F. states, "There seem to have been waves of motor sensations. Such waves may start with a word and carry one in faint mimicry through the whole succession of bodily sensations that one experienced in that event, and then may come a relapse until other stronger currents appear." Here we are face to face with the dynamics of association, the most fundamental and important problem of brain association. Have these phenomena of ideational images "acquired by contact a kind of magnetism which causes the one to attract the other and have, so to speak, become magnetic?" (Zanotti.) Or are they on the other hand independent of all force and "merely ideas of antecedence and sequence only?" (Mill.) While there is no mention of a magnetic force, the notes and results all show that the ideas are systematically conditioned in a way which cannot be explained by the contiguity of the objects. The motor elements play the deciding role. Ht. emphasises the influence of ideated movement when he writes, "Kinæsthetic. Slow regular tramping on snowshoes brought up the characteristic swing of arms, and therewith the idea (sensations of weight) of the stick (or stock) which I have generally carried on Norwegian snowshoes. Transition from Vermont to the Black Forest by association with snowshoeing in both places. Real sensations in play were free breath, movements in chest (kinæsthetic), fresh air (olfactory), cold (thermal), and emotion of emotional strength." Again, "Looking up at sun suggested general ideas of expansion of attention and with this breath comes the idea, breezes"; another subject adds, "A tendency to imitate the sounds of syllables and this leads on to a train of associations"; another, "A slight feeling of sudden changed impulse"; another, "A sort of motor after-image came back and took the foreground"; and F. goes further when he states, "Ideationally my hand wandered to the upper right-hand corner of the page, then suddenly the auditory image of 47 came up as if whispered to me." All of which indicate that some ideas at least depend for their entrance into consciousness upon motor reactions.

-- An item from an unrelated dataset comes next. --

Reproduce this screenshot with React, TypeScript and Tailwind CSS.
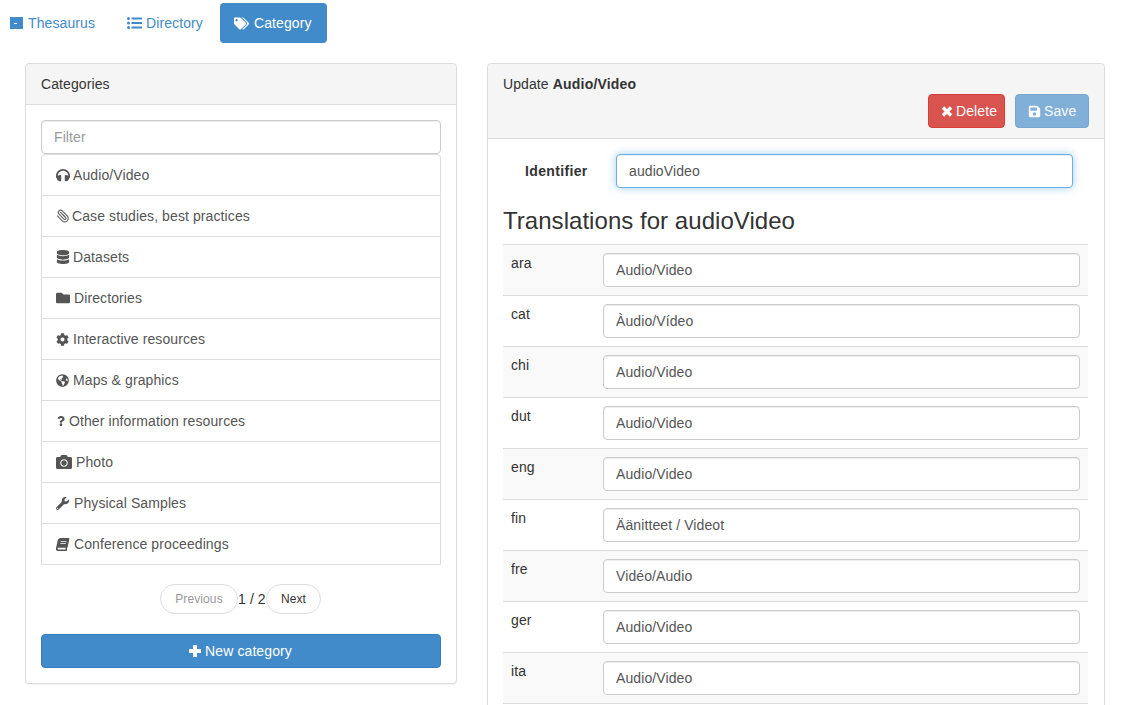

Passing to the more refined reactions expressed in emotions we find that they are not merely accompanying coloring influences, but also often actual determining factors. All of the subjects notice at some time a coloring atmosphere from an emotion, but others find that "the growing word is rather felt emotionally than definitely formulated," and we have "a nameless idea, largely feeling-tone" (Ht.); or the words may "all come as parts of a growing feeling, an indistinct though strong state of mind." (J.) The same subject observed, "The previous word may create a mood or feeling which in the main determines the associations; a group of words is dependent upon strong accompanying feeling—there is a summation and a discharge while the next word has been accumulating force" (J.), and we have a form of summation; or in other words, "a general mood accumulated while several words were in mind at once, then all dropped and another general feeling came to the front with an accumulation of other words." (F.) Here we have a typical example of constellation where all the words and ideas are implicitly present as a total attitude or disposition, the elements of which become successively focalised into a series of associated images. The last subject finds that "the emotional atmosphere often controls the associations." Indeed, it would seem that occasionally for some subjects this strong accompanying undercurrent of undifferentiated emotional feeling is capable of bringing about trains of thought independent of any logical connection. K. finds "the feeling to carry one on"; H. finds the "point of departure the interesting idea"; all find that the words change with the disposition, as may be verified by a study of the lists of associations.
We are forced to conclude that the impulses to movement or other emotional attitudes may act as determining factors in association, which extended to an hypothesis would mean that the mode of transition in the associated series is in the last analysis to be found in delicate incipient motor tendencies to action, the psychic concomitants of which are observable; that psychic states are both as to their unity and organisation consequences of motor reactions which are implicitly present as parts of a total reaction to the present situation. It is these motor tendencies to action which determine what idea shall enter consciousness. Just in so far as they become released they become prolonged, accentuated, and form a nucleus for the new idea. To speak of association independent of motor elements is merely to make an empirical classification of successive states of consciousness.
There remains a psychical phenomenon which must be satisfactorily accounted for before we go farther. An element of an idea, an idea or a series of ideas may occupy consciousness to the exclusion of others. If the second starting-point were not given, the associations would undoubtedly follow the given one. Inhibition must then be one form of "obstructed association," the inhibiting ideas being present to the exclusion of the inhibited. But are we thus forced to say inhibition is the "negative side of the association process," claiming that all ideas not in consciousness are inhibited, and thus being forced to conclude the conscious idea is inhibiting an unconscious idea, which cannot exist (by the very definition and presuppositions of psychology) until it is an object of consciousness. This would mean that content of consciousness and inhibition are identical. On the other hand, the notes and exemplifying facts of the tables show Dr. Breese's fallacious position when he concludes that "because, obeying the laws of association, the train of ideas takes one direction rather than another can hardly be considered sufficient ground to hold that the other possible train of ideas is inhibited."[137] He has overlooked the possibility of two or more trains of associations having been started and the associations of one starting-point are excluded from entering the focus of consciousness by the direction of the given series. Inhibition would then be the negative side of fusion. The explanation must, as has already been demonstrated, be psycho-physical in character. If these impulses to action have actually been observed by the subjects we are justified in concluding that just as in physiological inhibition one action excludes another, so the correlative tendencies to movement of one idea exclude others.
By. observed that the image of the starting-point lingered and inhibited subsequent ideas. The implication here, from our previous reasoning, would be that not the ideational images, as such, but the physiological motor concomitants, persisted and excluded others, and this is why disparate terms give a "shock to the nervous system" (A.), "require different lines of expression" (A.); and "one has more momentum," as so many report. This would explain why the associations of a new starting-point inhibit the associations of a former one; for as the motor nervous impulses tend to work themselves out into action, the reaction of the previous impulse will be suppressed by those of a new impulse which enters, by the conditions of these experiments, an attentive consciousness. Thus the prepotent impulses to action are the conditioning factors in mental inhibition.